Her zaman acı olaylar, kayıplar, tedirginlikler, üzüntüler hatta felaketler yaşanır ve insan yeni yıla yeni beklentilerle girer. Aslında insan her yeni günün doğuşu ile yeni bir güne yeni umutlar ile başlar ve bu umutların gerçekleşmesi için Tanrı’ya dua eder.
Miladi takvime göre yeni bir başlangıcın ilk günlerinde bilgisayarın başına geçip bir şeyler yazmanın zorluğunu yaşıyorum.
Hicri takvimine göre Muharrem ayının ilk günü, Yahudi takvimine göre Roş Aşana yeni yılın başlangıcı olarak kabul edilirken Çinlilerinki ilkbahara rastlamakta, Tayland, Kamboçya ve Laos gibi ülkelerde 13-15 Nisan günlerinde su dökülerek kutlanmaktadır. Bardaklara şampanya dökmek, belli mekânlarda olağanın birkaç katı ücret ödeyerek kutlamak gibi bir zorunluluk yok ya…

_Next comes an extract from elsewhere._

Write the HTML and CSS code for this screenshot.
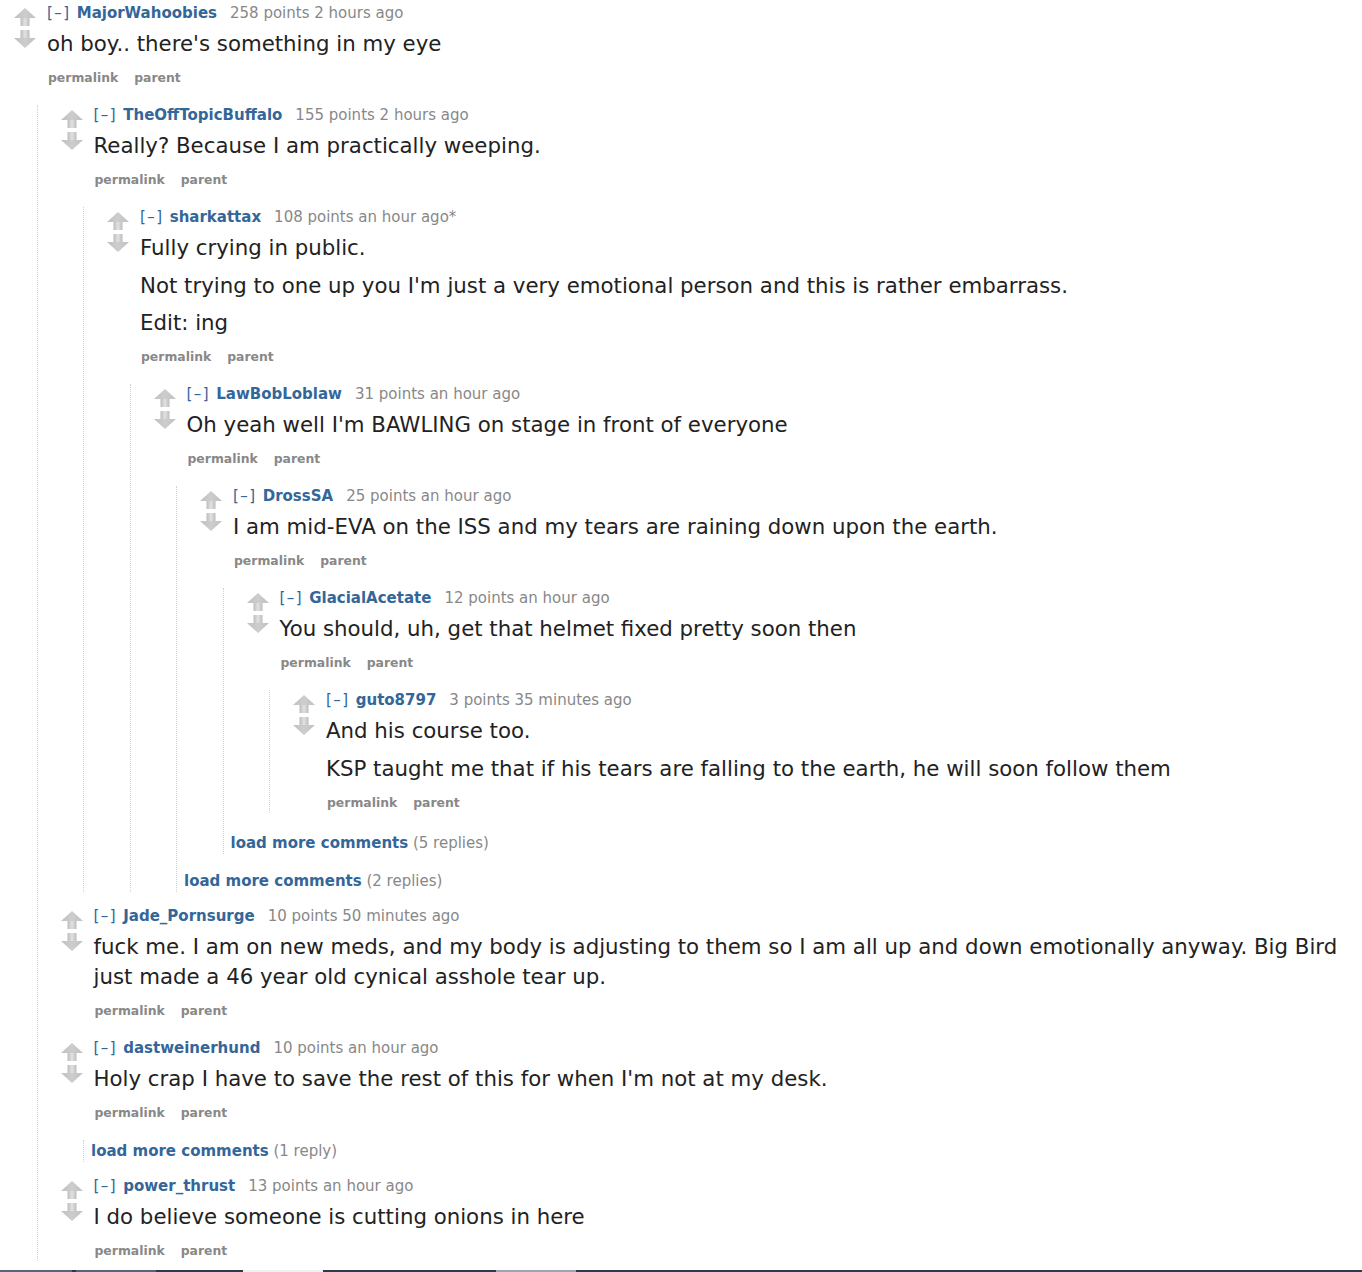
FILE: index.html
```html
<!DOCTYPE html>
<html>
<head>
<meta charset="utf-8">
<title>comments</title>
<link rel="stylesheet" href="styles.css">
</head>
<body>
<svg class="defs" width="0" height="0" aria-hidden="true">
  <defs>
    <linearGradient id="stem" x1="0" y1="0" x2="1" y2="0">
      <stop offset="0" stop-color="#bcbcbc"/>
      <stop offset="0.5" stop-color="#e2e2e2"/>
      <stop offset="1" stop-color="#bcbcbc"/>
    </linearGradient>
    <linearGradient id="head" x1="0" y1="0" x2="1" y2="0">
      <stop offset="0" stop-color="#c0c0c0"/>
      <stop offset="0.5" stop-color="#cdcdcd"/>
      <stop offset="1" stop-color="#c0c0c0"/>
    </linearGradient>
    <symbol id="up" viewBox="0 0 22 18">
      <polygon points="0,10 11,0 22,10" fill="url(#head)"/>
      <rect x="6.5" y="10" width="9" height="8" fill="url(#stem)"/>
    </symbol>
    <symbol id="down" viewBox="0 0 22 18">
      <rect x="6.5" y="0" width="9" height="8" fill="url(#stem)"/>
      <polygon points="0,8 22,8 11,18" fill="url(#head)"/>
    </symbol>
  </defs>
</svg>

<div class="page">
  <div class="comment">
    <div class="row">
      <div class="midcol"><svg class="arrow up"><use href="#up"/></svg><svg class="arrow down"><use href="#down"/></svg></div>
      <div class="entry">
        <p class="tagline"><a class="expand">[–]</a><a class="author">MajorWahoobies</a><span class="score">258 points 2 hours ago</span></p>
        <div class="md"><p>oh boy.. there's something in my eye</p></div>
        <ul class="buttons"><li>permalink</li><li>parent</li></ul>
      </div>
    </div>
    <div class="child">

      <div class="comment">
        <div class="row">
          <div class="midcol"><svg class="arrow up"><use href="#up"/></svg><svg class="arrow down"><use href="#down"/></svg></div>
          <div class="entry">
            <p class="tagline"><a class="expand">[–]</a><a class="author">TheOffTopicBuffalo</a><span class="score">155 points 2 hours ago</span></p>
            <div class="md"><p>Really? Because I am practically weeping.</p></div>
            <ul class="buttons"><li>permalink</li><li>parent</li></ul>
          </div>
        </div>
        <div class="child">

          <div class="comment">
            <div class="row">
              <div class="midcol"><svg class="arrow up"><use href="#up"/></svg><svg class="arrow down"><use href="#down"/></svg></div>
              <div class="entry">
                <p class="tagline"><a class="expand">[–]</a><a class="author">sharkattax</a><span class="score">108 points an hour ago*</span></p>
                <div class="md">
                  <p>Fully crying in public.</p>
                  <p>Not trying to one up you I'm just a very emotional person and this is rather embarrass.</p>
                  <p>Edit: ing</p>
                </div>
                <ul class="buttons"><li>permalink</li><li>parent</li></ul>
              </div>
            </div>
            <div class="child">

              <div class="comment">
                <div class="row">
                  <div class="midcol"><svg class="arrow up"><use href="#up"/></svg><svg class="arrow down"><use href="#down"/></svg></div>
                  <div class="entry">
                    <p class="tagline"><a class="expand">[–]</a><a class="author">LawBobLoblaw</a><span class="score">31 points an hour ago</span></p>
                    <div class="md"><p>Oh yeah well I'm BAWLING on stage in front of everyone</p></div>
                    <ul class="buttons"><li>permalink</li><li>parent</li></ul>
                  </div>
                </div>
                <div class="child">

                  <div class="comment">
                    <div class="row">
                      <div class="midcol"><svg class="arrow up"><use href="#up"/></svg><svg class="arrow down"><use href="#down"/></svg></div>
                      <div class="entry">
                        <p class="tagline"><a class="expand">[–]</a><a class="author">DrossSA</a><span class="score">25 points an hour ago</span></p>
                        <div class="md"><p>I am mid-EVA on the ISS and my tears are raining down upon the earth.</p></div>
                        <ul class="buttons"><li>permalink</li><li>parent</li></ul>
                      </div>
                    </div>
                    <div class="child">

                      <div class="comment">
                        <div class="row">
                          <div class="midcol"><svg class="arrow up"><use href="#up"/></svg><svg class="arrow down"><use href="#down"/></svg></div>
                          <div class="entry">
                            <p class="tagline"><a class="expand">[–]</a><a class="author">GlacialAcetate</a><span class="score">12 points an hour ago</span></p>
                            <div class="md"><p>You should, uh, get that helmet fixed pretty soon then</p></div>
                            <ul class="buttons"><li>permalink</li><li>parent</li></ul>
                          </div>
                        </div>
                        <div class="child">

                          <div class="comment">
                            <div class="row">
                              <div class="midcol"><svg class="arrow up"><use href="#up"/></svg><svg class="arrow down"><use href="#down"/></svg></div>
                              <div class="entry">
                                <p class="tagline"><a class="expand">[–]</a><a class="author">guto8797</a><span class="score">3 points 35 minutes ago</span></p>
                                <div class="md">
                                  <p>And his course too.</p>
                                  <p>KSP taught me that if his tears are falling to the earth, he will soon follow them</p>
                                </div>
                                <ul class="buttons"><li>permalink</li><li>parent</li></ul>
                              </div>
                            </div>
                          </div>

                        </div>
                      </div>

                      <div class="more"><a>load more comments</a> <span>(5 replies)</span></div>
                    </div>
                  </div>

                  <div class="more"><a>load more comments</a> <span>(2 replies)</span></div>
                </div>
              </div>

            </div>
          </div>

        </div>
      </div>

      <div class="comment">
        <div class="row">
          <div class="midcol"><svg class="arrow up"><use href="#up"/></svg><svg class="arrow down"><use href="#down"/></svg></div>
          <div class="entry">
            <p class="tagline"><a class="expand">[–]</a><a class="author">Jade_Pornsurge</a><span class="score">10 points 50 minutes ago</span></p>
            <div class="md"><p>fuck me. I am on new meds, and my body is adjusting to them so I am all up and down emotionally anyway. Big Bird just made a 46 year old cynical asshole tear up.</p></div>
            <ul class="buttons"><li>permalink</li><li>parent</li></ul>
          </div>
        </div>
      </div>

      <div class="comment">
        <div class="row">
          <div class="midcol"><svg class="arrow up"><use href="#up"/></svg><svg class="arrow down"><use href="#down"/></svg></div>
          <div class="entry">
            <p class="tagline"><a class="expand">[–]</a><a class="author">dastweinerhund</a><span class="score">10 points an hour ago</span></p>
            <div class="md"><p>Holy crap I have to save the rest of this for when I'm not at my desk.</p></div>
            <ul class="buttons"><li>permalink</li><li>parent</li></ul>
          </div>
        </div>
        <div class="child">
          <div class="more"><a>load more comments</a> <span>(1 reply)</span></div>
        </div>
      </div>

      <div class="comment">
        <div class="row">
          <div class="midcol"><svg class="arrow up"><use href="#up"/></svg><svg class="arrow down"><use href="#down"/></svg></div>
          <div class="entry">
            <p class="tagline"><a class="expand">[–]</a><a class="author">power_thrust</a><span class="score">13 points an hour ago</span></p>
            <div class="md"><p>I do believe someone is cutting onions in here</p></div>
            <ul class="buttons"><li>permalink</li><li>parent</li></ul>
          </div>
        </div>
      </div>

    </div>
  </div>
</div>

<div class="taskbar">
  <span class="seg s1"></span><span class="seg s2"></span><span class="seg s3"></span><span class="seg s4"></span>
</div>
</body>
</html>
```

FILE: styles.css
```css
html, body {
  margin: 0;
  padding: 0;
  background: #ffffff;
}

body {
  font-family: "DejaVu Sans", Verdana, sans-serif;
  color: #222222;
}

.defs {
  position: absolute;
  width: 0;
  height: 0;
  overflow: hidden;
}

.page {
  padding: 3px 12px 0 0;
}

.comment + .comment {
  margin-top: 17px;
}

.comment + .more {
  margin-top: 19px;
}

.row {
  display: flex;
  align-items: flex-start;
}

.midcol {
  flex: 0 0 33px;
  width: 33px;
  padding-left: 14px;
  display: flex;
  flex-direction: column;
}

.arrow {
  width: 22px;
  height: 18px;
  display: block;
}

.arrow.up {
  margin-top: 5px;
}

.arrow.down {
  margin-top: 4px;
}

.entry {
  flex: 1 1 auto;
  min-width: 0;
}

.tagline {
  margin: 0;
  font-size: 15px;
  line-height: 20px;
  white-space: nowrap;
}

.expand {
  color: #369;
  letter-spacing: 1.5px;
  margin-right: 2px;
}

.author {
  margin-left: 4px;
  color: #369;
  font-weight: bold;
}

.score {
  margin-left: 13px;
  color: #888888;
}

.md {
  margin-top: 6px;
  font-size: 21.3px;
  color: #222222;
}

.md p {
  margin: 0;
  line-height: 30px;
}

.md p + p {
  margin-top: 7.5px;
}

.buttons {
  list-style: none;
  margin: 9px 0 0;
  padding: 0 0 0 1px;
  display: flex;
  gap: 16px;
  font-size: 12.4px;
  font-weight: bold;
  line-height: 20px;
  color: #888888;
}

.child {
  margin-top: 17px;
  margin-left: 36.5px;
  border-left: 1px dotted #ccccf5;
  padding-left: 9px;
}

.more {
  margin-left: -2px;
  font-size: 15px;
  line-height: 22px;
  margin-bottom: -3px;
  white-space: nowrap;
}

.child > .more:first-child {
  margin-top: 2px;
}

.more a {
  color: #369;
  font-weight: bold;
}

.more span {
  color: #888888;
}

.taskbar {
  position: fixed;
  left: 0;
  right: 0;
  bottom: 0;
  height: 2px;
  background: #2b3b4f;
}

.seg {
  position: absolute;
  top: 0;
  height: 2px;
}

.s1 { left: 0; width: 72px; background: #56667a; }
.s2 { left: 76px; width: 80px; background: #56667a; }
.s3 { left: 243px; width: 80px; background: #eef0f2; }
.s4 { left: 496px; width: 80px; background: #9aa6b4; }
```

Jerusalem Post Gazetesi’nin haberine göre İsrail’de yılbaşı (Silvester) kutlamaları düzenleyen otel ve lokantaların kaşerut belgeleri tehlikedeymiş.
Yeni yıl mesajları yine sosyal paylaşım sitelerinde tıklama rekorları kırdı.
Kimi 2013 senesinin kellere saç, hastalara ilaç, züğürtte para, sıvacıya mal, işsize iş, dişsize diş, olmayana çocuk, üşüyene gocuk, dırdırcıya akıl, onu çekene sabır vermesini diliyor, kimi ise daha az nükteli (?) daha akılcı temennilerde bulunuyor.
Trafik çilesi, kadına şiddet, çocuk gelinler, bitmek bilmeyen terör, şehit haberleri, Suriye gerginliği, nükleer çalışmalarını sürdüren İran’a ekonomik ambargo uygulanması, Patriot füzeleri, Ortadoğu’da bitmeyen çatışmalar, İsrail ve Gazze’nin karşılıklı roket atışlarına hedef olması, Başbakanımızın İsrail’i bir ‘Terör devleti’ olarak nitelendirmesi… Yıllar peş peşe geçiyor, 2013 yılı da geçmiş yıldan pek farklı olmayacak her halde… Yanılmış olmayı o kadar isterdim ki…
Dünya dönmeye devam ediyor, Tanzanya ile Uganda’da 24 milyon insanın malaryaya karşı yaşam savaşı verdiğini, kara kıtada milyonlarca çocuğun aç olduğunu düşündükçe durdurun şu dünyayı inecek var demek geçiyor içimden. Yanı başımızda katliamlar sürüp gidiyor, nefret, ayırımcılık, ötekini dışlama her şeye karşın sağlıksız beyinlerden silinemiyor.
Türk Yahudi cemaati ise yüzyıllar boyu, geçmişte kalan bazı tatsız olaylara rağmen, huzur içinde yaşadığı ülkesinde ne yazık ki hala asılsız iddialar ile kimi zaman hedef gösterilmeye devam ediyor. En üst düzeyde resmi makamların kamuoyunu aydınlatıcı açıklamaları ise belli ölçüde temelsiz ve yanıltıcı bilgilendirmeler sonucu bazı zihinlerde yer eden tahribatın önüne geçmekte geç kalıyor. Atılan çamur bir defa iz bırakmış oluyor…
Temennimiz pek çok kez dile getirildiği gibi Türkiye’de Yahudi ve azınlık olmanın yarattığı sosyal hassasiyetin giderilerek devlet katında başlatılan eşitlik kavramının tabana yayılmasıdır.
Her zaman acı olaylar, kayıplar, tedirginlikler, üzüntüler hatta felaketler yaşanır ve insan yeni yıla yeni beklentilerle girer. Aslında insan her yeni günün doğuşu ile yeni bir güne yeni umutlar ile başlar ve bu umutların gerçekleşmesi için Tanrı’ya dua eder.
Yahudi inancına göre sabah uyanır uyanmaz henüz eller bile yıkanmadan ruhumuzu sevgi ile yenilediği için Tanrı’ya teşekkür eder ve her duada Tanrı’nın bereketinin üstümüzde olması dileğinde bulunuruz. Ben de aynı dileği tüm insanlık adına tekrarlıyor ve her şeye rağmen yeni yılın barış yılı olmasını temenni ediyorum.
Belki düşmanlıklar yerine sevginin üretileceği güzel günler yarından da yakındır.